As for the more well known people, I have a pang of sympathy for Paul Jacobs. He has beliefs I don’t necessarily follow, and I think he can be a bit overzealous online. Some of the abuse he has received though has been completely over the top. I read someone accused him of stealing dogs. It was total nonsense. Someone let their dogs free in the heat, they ran off in Paul’s direction, he found them and gave them some water. Apparently that’s abduction and the police got called. It goes without saying that there was no issue, but that doesn’t stop the croppie gossips from running their mouths.

Another time, I was in one circle when [cerealogist] Colin Andrews came strutting in like a lord. It was fascinating to see so many older croppies gravitate towards him and blow smoke rings up his fundament. Not many other electricians from Andover can claim to have people doing that to them. I don’t get it. Is it because he’s an author and was on television? He’s certainly not the guardian of the truth some make him out to be, and the way he cosies up to the lowest common denominators of the circle making fraternity is embarrassing. 

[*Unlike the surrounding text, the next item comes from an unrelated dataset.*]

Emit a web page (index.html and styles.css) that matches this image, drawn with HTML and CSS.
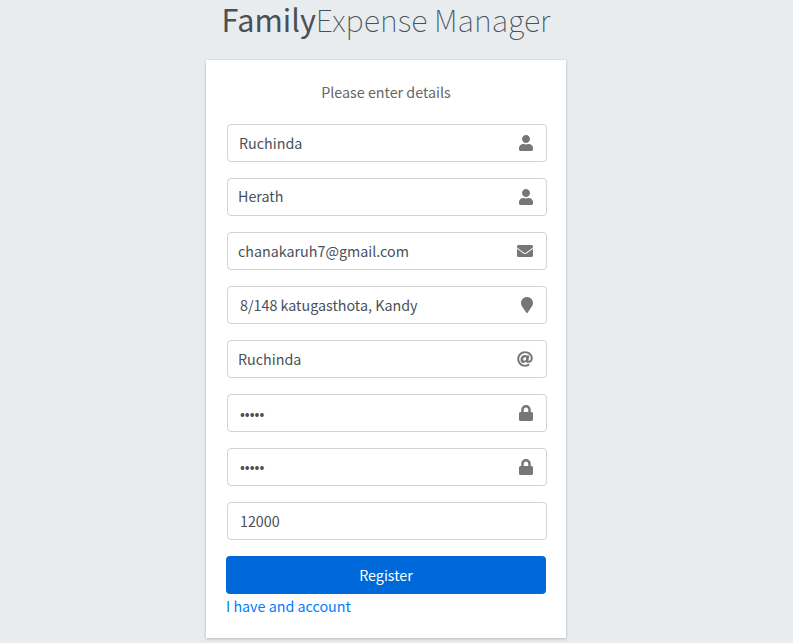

Let’s not end on a bad note. Sometimes you can meet croppies who make you appreciate what it’s all about. I recall a cold afternoon in the rain spent at a circle in Wiltshire. A group of croppies were standing in the wet, just staring at a little feature close to the centre of the circle we were all visiting. Nobody said a word. They didn’t need to as I knew exactly what they were thinking in that moment: mindful deliberation of what such tiny detail meant. The reverence those men gave to that little swirl of crop was extremely moving. It’s experiences like this which makes you want to keep fuelling the dreams of these people.